:: Supplied material
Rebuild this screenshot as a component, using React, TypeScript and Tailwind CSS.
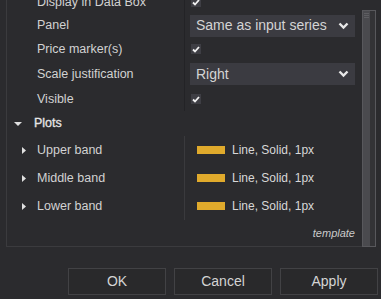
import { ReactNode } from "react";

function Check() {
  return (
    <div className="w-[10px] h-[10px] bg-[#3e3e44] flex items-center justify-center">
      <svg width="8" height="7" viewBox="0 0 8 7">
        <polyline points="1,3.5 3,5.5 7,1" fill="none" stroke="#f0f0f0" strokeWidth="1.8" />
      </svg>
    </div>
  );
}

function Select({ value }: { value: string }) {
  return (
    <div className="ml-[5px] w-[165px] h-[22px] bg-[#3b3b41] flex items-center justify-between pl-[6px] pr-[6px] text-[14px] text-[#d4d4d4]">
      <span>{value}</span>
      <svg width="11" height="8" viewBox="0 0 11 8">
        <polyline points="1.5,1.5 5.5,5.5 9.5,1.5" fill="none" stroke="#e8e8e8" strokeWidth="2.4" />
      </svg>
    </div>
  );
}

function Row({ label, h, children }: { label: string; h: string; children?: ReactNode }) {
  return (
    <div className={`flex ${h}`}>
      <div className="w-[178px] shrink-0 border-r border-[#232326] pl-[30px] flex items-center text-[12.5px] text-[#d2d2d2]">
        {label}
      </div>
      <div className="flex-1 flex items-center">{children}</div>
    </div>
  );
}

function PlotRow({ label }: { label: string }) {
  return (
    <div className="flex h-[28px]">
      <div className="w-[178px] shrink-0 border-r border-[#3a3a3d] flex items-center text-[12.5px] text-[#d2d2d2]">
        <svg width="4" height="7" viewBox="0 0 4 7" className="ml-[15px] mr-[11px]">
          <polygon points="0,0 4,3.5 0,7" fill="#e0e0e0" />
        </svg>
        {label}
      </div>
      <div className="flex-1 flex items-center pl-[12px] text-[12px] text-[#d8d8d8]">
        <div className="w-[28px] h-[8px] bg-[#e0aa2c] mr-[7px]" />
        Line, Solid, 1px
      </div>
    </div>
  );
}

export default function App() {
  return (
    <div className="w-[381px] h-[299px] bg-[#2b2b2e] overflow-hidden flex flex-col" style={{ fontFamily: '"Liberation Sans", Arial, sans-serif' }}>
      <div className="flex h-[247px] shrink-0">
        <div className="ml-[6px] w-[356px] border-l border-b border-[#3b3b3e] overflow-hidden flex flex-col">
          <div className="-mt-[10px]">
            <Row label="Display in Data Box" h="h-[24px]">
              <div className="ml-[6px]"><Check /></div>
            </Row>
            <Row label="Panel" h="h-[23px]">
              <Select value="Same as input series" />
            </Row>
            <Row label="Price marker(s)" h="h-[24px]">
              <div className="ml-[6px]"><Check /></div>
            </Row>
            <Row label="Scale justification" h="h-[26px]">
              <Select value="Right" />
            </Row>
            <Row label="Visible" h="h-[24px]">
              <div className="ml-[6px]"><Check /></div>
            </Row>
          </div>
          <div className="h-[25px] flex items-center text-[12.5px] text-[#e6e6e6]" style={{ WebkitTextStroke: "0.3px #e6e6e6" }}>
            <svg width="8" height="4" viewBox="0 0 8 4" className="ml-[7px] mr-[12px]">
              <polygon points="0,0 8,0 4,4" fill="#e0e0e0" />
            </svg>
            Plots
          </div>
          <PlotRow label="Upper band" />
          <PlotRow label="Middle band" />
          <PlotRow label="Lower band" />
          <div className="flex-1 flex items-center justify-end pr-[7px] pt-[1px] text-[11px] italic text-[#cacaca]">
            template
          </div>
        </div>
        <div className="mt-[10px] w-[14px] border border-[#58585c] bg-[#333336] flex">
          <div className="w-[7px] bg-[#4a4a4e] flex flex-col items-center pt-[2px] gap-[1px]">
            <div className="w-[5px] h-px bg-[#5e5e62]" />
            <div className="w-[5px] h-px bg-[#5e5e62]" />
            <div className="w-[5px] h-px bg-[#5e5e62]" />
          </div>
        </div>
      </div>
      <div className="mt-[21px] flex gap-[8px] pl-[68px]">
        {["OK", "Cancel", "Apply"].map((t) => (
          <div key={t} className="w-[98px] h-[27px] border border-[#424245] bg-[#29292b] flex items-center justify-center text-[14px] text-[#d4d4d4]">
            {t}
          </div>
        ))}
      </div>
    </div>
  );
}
::::
● Task description: Without the pictures, write out all of the material exactly.

● Task output:
Rebuild this screenshot as a component, using React, TypeScript and Tailwind CSS.
import { ReactNode } from "react";

function Check() {
  return (
    <div className="w-[10px] h-[10px] bg-[#3e3e44] flex items-center justify-center">
      <svg width="8" height="7" viewBox="0 0 8 7">
        <polyline points="1,3.5 3,5.5 7,1" fill="none" stroke="#f0f0f0" strokeWidth="1.8" />
      </svg>
    </div>
  );
}

function Select({ value }: { value: string }) {
  return (
    <div className="ml-[5px] w-[165px] h-[22px] bg-[#3b3b41] flex items-center justify-between pl-[6px] pr-[6px] text-[14px] text-[#d4d4d4]">
      <span>{value}</span>
      <svg width="11" height="8" viewBox="0 0 11 8">
        <polyline points="1.5,1.5 5.5,5.5 9.5,1.5" fill="none" stroke="#e8e8e8" strokeWidth="2.4" />
      </svg>
    </div>
  );
}

function Row({ label, h, children }: { label: string; h: string; children?: ReactNode }) {
  return (
    <div className={`flex ${h}`}>
      <div className="w-[178px] shrink-0 border-r border-[#232326] pl-[30px] flex items-center text-[12.5px] text-[#d2d2d2]">
        {label}
      </div>
      <div className="flex-1 flex items-center">{children}</div>
    </div>
  );
}

function PlotRow({ label }: { label: string }) {
  return (
    <div className="flex h-[28px]">
      <div className="w-[178px] shrink-0 border-r border-[#3a3a3d] flex items-center text-[12.5px] text-[#d2d2d2]">
        <svg width="4" height="7" viewBox="0 0 4 7" className="ml-[15px] mr-[11px]">
          <polygon points="0,0 4,3.5 0,7" fill="#e0e0e0" />
        </svg>
        {label}
      </div>
      <div className="flex-1 flex items-center pl-[12px] text-[12px] text-[#d8d8d8]">
        <div className="w-[28px] h-[8px] bg-[#e0aa2c] mr-[7px]" />
        Line, Solid, 1px
      </div>
    </div>
  );
}

export default function App() {
  return (
    <div className="w-[381px] h-[299px] bg-[#2b2b2e] overflow-hidden flex flex-col" style={{ fontFamily: '"Liberation Sans", Arial, sans-serif' }}>
      <div className="flex h-[247px] shrink-0">
        <div className="ml-[6px] w-[356px] border-l border-b border-[#3b3b3e] overflow-hidden flex flex-col">
          <div className="-mt-[10px]">
            <Row label="Display in Data Box" h="h-[24px]">
              <div className="ml-[6px]"><Check /></div>
            </Row>
            <Row label="Panel" h="h-[23px]">
              <Select value="Same as input series" />
            </Row>
            <Row label="Price marker(s)" h="h-[24px]">
              <div className="ml-[6px]"><Check /></div>
            </Row>
            <Row label="Scale justification" h="h-[26px]">
              <Select value="Right" />
            </Row>
            <Row label="Visible" h="h-[24px]">
              <div className="ml-[6px]"><Check /></div>
            </Row>
          </div>
          <div className="h-[25px] flex items-center text-[12.5px] text-[#e6e6e6]" style={{ WebkitTextStroke: "0.3px #e6e6e6" }}>
            <svg width="8" height="4" viewBox="0 0 8 4" className="ml-[7px] mr-[12px]">
              <polygon points="0,0 8,0 4,4" fill="#e0e0e0" />
            </svg>
            Plots
          </div>
          <PlotRow label="Upper band" />
          <PlotRow label="Middle band" />
          <PlotRow label="Lower band" />
          <div className="flex-1 flex items-center justify-end pr-[7px] pt-[1px] text-[11px] italic text-[#cacaca]">
            template
          </div>
        </div>
        <div className="mt-[10px] w-[14px] border border-[#58585c] bg-[#333336] flex">
          <div className="w-[7px] bg-[#4a4a4e] flex flex-col items-center pt-[2px] gap-[1px]">
            <div className="w-[5px] h-px bg-[#5e5e62]" />
            <div className="w-[5px] h-px bg-[#5e5e62]" />
            <div className="w-[5px] h-px bg-[#5e5e62]" />
          </div>
        </div>
      </div>
      <div className="mt-[21px] flex gap-[8px] pl-[68px]">
        {["OK", "Cancel", "Apply"].map((t) => (
          <div key={t} className="w-[98px] h-[27px] border border-[#424245] bg-[#29292b] flex items-center justify-center text-[14px] text-[#d4d4d4]">
            {t}
          </div>
        ))}
      </div>
    </div>
  );
}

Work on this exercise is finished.